CBS will take a pounding if it rewards former CEO

As CBS awaits the results of an independent investigation into allegations of sexual harassment against former CEO Les Moonves, the possibility of a $100 million-plus severance package is roiling public debate over the culture of corporate America.

CBS is attempting to temper the growing anger with a pledge of $20 million to “charitable organizations that support the #MeToo movement and equality for women in the workplace.” But the company will suffer the wrath of all fair-minded Americans if it gives Moonves, one of the most powerful figures in the entertainment industry, a parting gift of $120 million.

Indeed, a shareholder lawsuit has been filed against CBS in the aftermath of the latest New Yorker article in which six women accuse Moonves of harassment or assault.

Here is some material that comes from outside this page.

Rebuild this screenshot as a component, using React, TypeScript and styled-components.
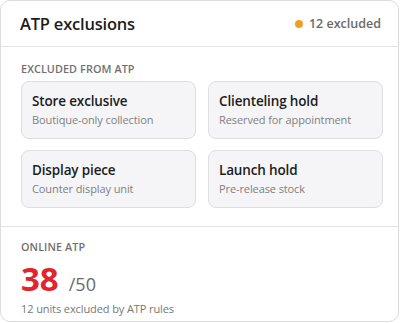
import React from 'react';
import styled, { createGlobalStyle } from 'styled-components';

const GlobalStyle = createGlobalStyle`
  html, body {
    margin: 0;
    padding: 0;
    background: #ffffff;
  }
  body {
    font-family: 'Open Sans', 'Noto Sans', 'Liberation Sans', sans-serif;
    -webkit-font-smoothing: antialiased;
  }
`;

type Exclusion = {
  title: string;
  note: string;
};

const exclusions: Exclusion[] = [
  { title: 'Store exclusive', note: 'Boutique-only collection' },
  { title: 'Clienteling hold', note: 'Reserved for appointment' },
  { title: 'Display piece', note: 'Counter display unit' },
  { title: 'Launch hold', note: 'Pre-release stock' },
];

const App = () => {
  const total = 50;
  const excluded = 12;
  const available = total - excluded;

  return (
    <>
      <GlobalStyle />
      <Card>
        <Header>
          <Title>ATP exclusions</Title>
          <Status>
            <Dot />
            {excluded} excluded
          </Status>
        </Header>
        <Body>
          <SectionLabel>Excluded from ATP</SectionLabel>
          <TileGrid>
            {exclusions.map((item) => (
              <Tile key={item.title}>
                <TileTitle>{item.title}</TileTitle>
                <TileNote>{item.note}</TileNote>
              </Tile>
            ))}
          </TileGrid>
        </Body>
        <Footer>
          <SectionLabel>Online ATP</SectionLabel>
          <Figure>
            <Count>{available}</Count>
            <Total>/{total}</Total>
          </Figure>
          <Caption>{excluded} units excluded by ATP rules</Caption>
        </Footer>
      </Card>
    </>
  );
};

const Card = styled.div`
  box-sizing: border-box;
  width: 399px;
  height: 322px;
  border: 1px solid #dcdcdc;
  border-radius: 10px;
  background: #ffffff;
  overflow: hidden;
  display: flex;
  flex-direction: column;
`;

const Header = styled.div`
  height: 45px;
  display: flex;
  align-items: center;
  justify-content: space-between;
  padding: 0 17px 0 19px;
  border-bottom: 1px solid #e3e3e3;
`;

const Title = styled.h2`
  margin: 0;
  font-size: 16.5px;
  font-weight: 600;
  line-height: 24px;
  letter-spacing: -0.2px;
  color: #1c1c1c;
`;

const Status = styled.div`
  display: flex;
  align-items: center;
  gap: 6px;
  font-size: 12.5px;
  font-weight: 600;
  color: #6a6a6a;
`;

const Dot = styled.span`
  width: 8px;
  height: 8px;
  border-radius: 50%;
  background: #f0a020;
`;

const Body = styled.div`
  padding: 15px 15px 18px 20px;
  border-bottom: 1px solid #e3e3e3;
`;

const SectionLabel = styled.div`
  font-size: 10.8px;
  line-height: 14px;
  font-weight: 600;
  letter-spacing: 0.1px;
  text-transform: uppercase;
  color: #707070;
`;

const TileGrid = styled.div`
  margin-top: 5px;
  display: grid;
  grid-template-columns: 1fr 1fr;
  column-gap: 12px;
  row-gap: 11px;
`;

const Tile = styled.div`
  box-sizing: border-box;
  height: 58px;
  padding: 10px 10px;
  border: 1px solid #dedede;
  border-radius: 8px;
  background: #f5f5f7;
`;

const TileTitle = styled.div`
  font-size: 13.5px;
  line-height: 19px;
  font-weight: 600;
  letter-spacing: -0.15px;
  color: #1c1c1c;
`;

const TileNote = styled.div`
  margin-top: 1px;
  font-size: 11px;
  line-height: 16px;
  letter-spacing: -0.1px;
  color: #808080;
`;

const Footer = styled.div`
  padding: 13px 20px 0;
`;

const Figure = styled.div`
  margin-top: 5px;
  display: flex;
  align-items: baseline;
  gap: 10px;
`;

const Count = styled.span`
  font-size: 33px;
  line-height: 40px;
  font-weight: 700;
  color: #e2242b;
`;

const Total = styled.span`
  font-size: 18px;
  color: #6a6a6a;
`;

const Caption = styled.div`
  margin-top: 2px;
  font-size: 11px;
  line-height: 16px;
  letter-spacing: -0.1px;
  color: #777777;
`;

export default App;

A previous article detailed other alleged incidents of predatory behavior.

The former CEO has denied the “appalling accusations” and says they are “untrue.” He did admit to “consensual relations” with three of the women cited in the second article.

But while CBS waits for the results of the investigation, there are calls for Moonves’ imprisonment or, at the very least, economic sanctions.

“As an employee of CBS, I would just like to say that Les Moonves should be fired without getting a [expletive] dollar. The actions described … are those of sexual assault and shame on anyone else in the corporation who knew about his crimes,” Rachel Bloom, actor and star of the comedy-drama series “Crazy Ex-Girlfriend,” wrote on Twitter.

To understand the public’s deep resentment toward corporate America’s willingness to reward misbehavior by top executives, read journalist John Gallagher’s in-depth article published in the Detroit Free Press in June.

Gallagher looks at the severance packages of prominent CEOs who departed under dark clouds of misbehavior or incompetence.

The article opens with the case of Tim Leuliette, a longtime auto industry executive in metro Detroit, who was asked to resign but still demanded $61 million in a separation package.

This after the company disclosed that Leuliette had been caught downloading pronography and information about prostitutes onto his company devices and posting obscene messages and pictures on social media, Gallagher reported.

Visteon, an auto supplier network, sought to deny him the $61 million and the dispute went to arbitration.

Shockingly, an arbitrator awarded Leuliette more than $16 million.

Here’s how the reporter addressed the arbitrator’s award:

“Now, think about that: A CEO is fired by his company, gets caught downloading porn and other objectionable material to his company devices, and he still walks away with $16 million.

“It raises the question: How badly does a CEO have to screw up to walk away with zero?”


Then there’s the case of John Stumpf, who retired from Wells Fargo in the midst of the scandal where company workers created fake accounts using real customers’ data. Stumpf, who was making almost $20 million a year, walked away with more than $130 million, the Detroit Free Press’ article revealed.

The paper also focused on Marissa Mayer, who as CEO of Yahoo! was criticized for failing to turn around the tech company’s declining fortunes. Mayer pocketed about $260 million in severance when she left last year.

The huge gap between what top executives earn and what workers take home is nothing short of scandalous. Even more disconcerting is the fact that many CEOs have not been paragons of virtue or examples of business competence.

Consider this observation from the Free Press’ Gallagher:

“Everyone accepts, more or less, that a boss makes more money than a line worker or an office temp. But should a CEO make several hundred times as much?

“That’s the sort of disparity common in corporate America today. If a CEO makes $20 million a year, hardly uncommon at major companies, an ordinary worker earning the nation’s median household income of about $59,000 would have to work nearly 400 years to collect what the boss makes. It’s unjust, and it’s getting worse.”

We would add that such disparity is bad for the nation’s economy – and psyche.

It’s time that the shareholders, who ultimately are paying the price for such greed at the upper echelons of corporate America, speak up.

As the Detroit Free Press points out, “Shareholders are getting taken for a ride. These compensation and separation packages are nothing more than looting of shareholders’ equity by those at the top.”

CBS should fire Moonves and, thus, avoid paying the $120 million in severance.